If you already have a scope by yesterday Thursday, you best collect the actual CAM + CRANK waveform , so you can verify timing chain stretch in real time.

I have another troubleshooting request I need to attend to on my friend's yacht. His 10kw 24V DC bowthruster is not working.
So, next week will be fun , I get to exercise my itchy fingers for 2 good reasons, your Y94 and my friend bowthruster.

If my PWM tester box can handle Y94 current, maybe I do table test on my spare HPFP too, from PWM persepective and use air pressure to verify the valve opening/closing.
I have a cheapo China made PWM generator. This one : https://id.aliexpress.com/item/1005004255904120.html

Jeedie

The scope arrived yesterday, first I put into to good use troubleshooting a new alternator on another car with so called Ford Smart Charging. Well, that new alternator is not playing ball, now proofed by the scope.

Next was the E300. I attached back-probe pins to the HPFP solenoid, carefully arranged the wiring close to the bulkhead, refit the manifold etc. etc. and started the engine.

This is the first startup, measuring the PWM signal on the solenoid 12V input side. The engine did not ignite here, the pressure in the rail got up to 25bar. Luckily, the ECU kept the quantity valve closed at the end, so I could record the live fuel rail pressure decline on the real, which would show any leaking injectors. Pressure drops by 0.6 bar (9psi) every 10 seconds, so it seems the injectors are actually closed. Happy I was able to capture that moment.




So, the ECU is at least controlling the solenoid, that's a great insight.

Zooming in on the duty cycle of the PWM signal gives this info (my scope runs at 25Mhz):



That gives some info in how the ECU copes with the low resistance of the solenoid, the duty cycle to keep the valve closed is pretty low it seems. So the PWM signal is managing the current through the circuit.

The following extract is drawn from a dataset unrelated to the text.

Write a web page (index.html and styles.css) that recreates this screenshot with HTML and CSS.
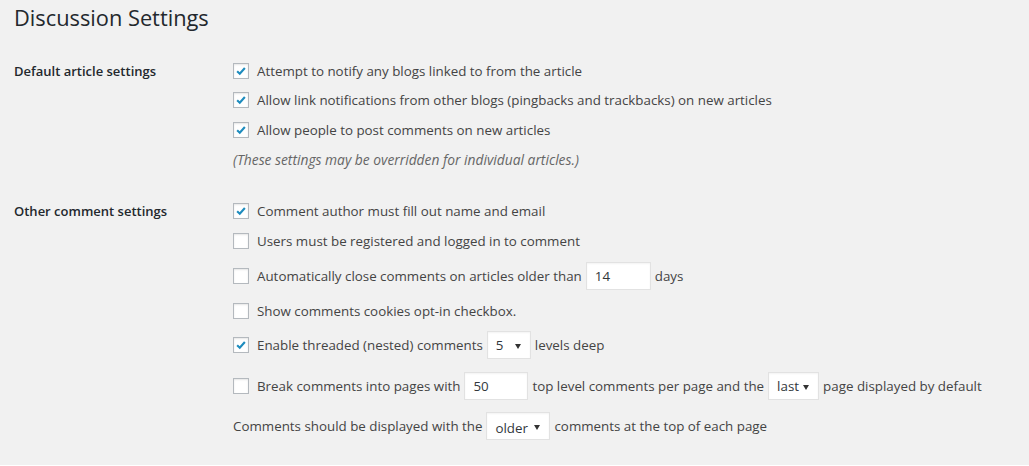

Anyway, second run shows a similar pattern:




Here, the pressure ran up till 40 bar and then dropped again etc. From the scope, it's clearly visible that the quantity valve gets the correct control signal. Once the pressure does build up, the valve is closed for a shorter duration, once the pressure goes down, the duration increased up till the max, where the valve is closed for 50% of the time.

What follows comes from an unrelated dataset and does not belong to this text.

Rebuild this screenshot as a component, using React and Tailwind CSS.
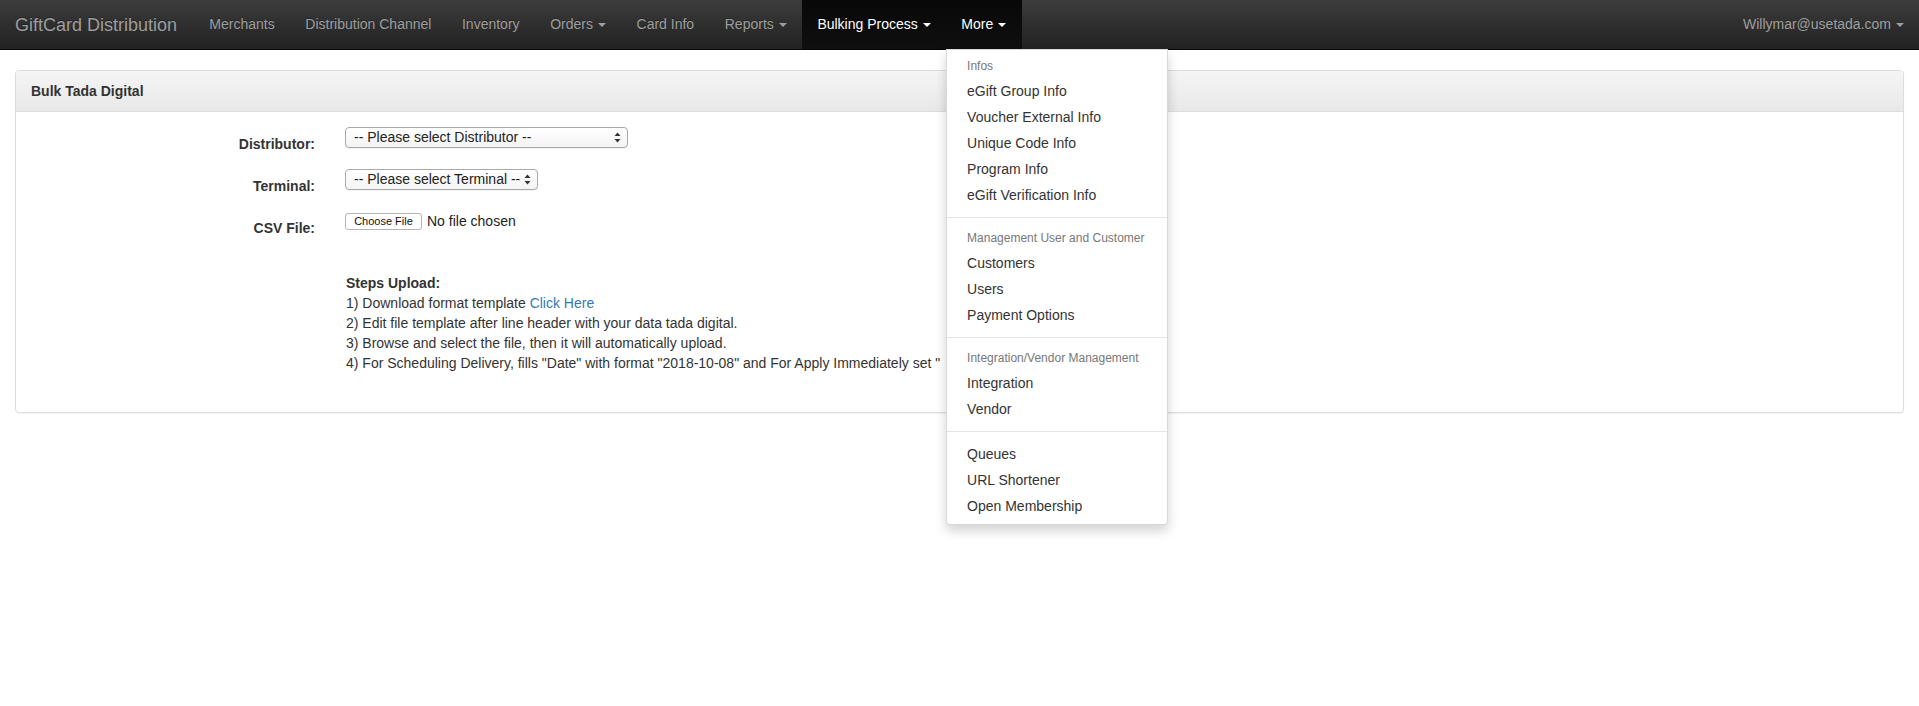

With that info, I see the following possible causes:
- The new HPFP is actually not working properly and needs to be replaced.
- The ECU is misreading the cam position sensor and driving the solenoid at the wrong intervals.
- The cam lobe has moved / is moving, which is messing up the timing of the quantity valve.

Any suggestions to test these scenario's, or should I just splunk out roughly $750 and get another HPFP?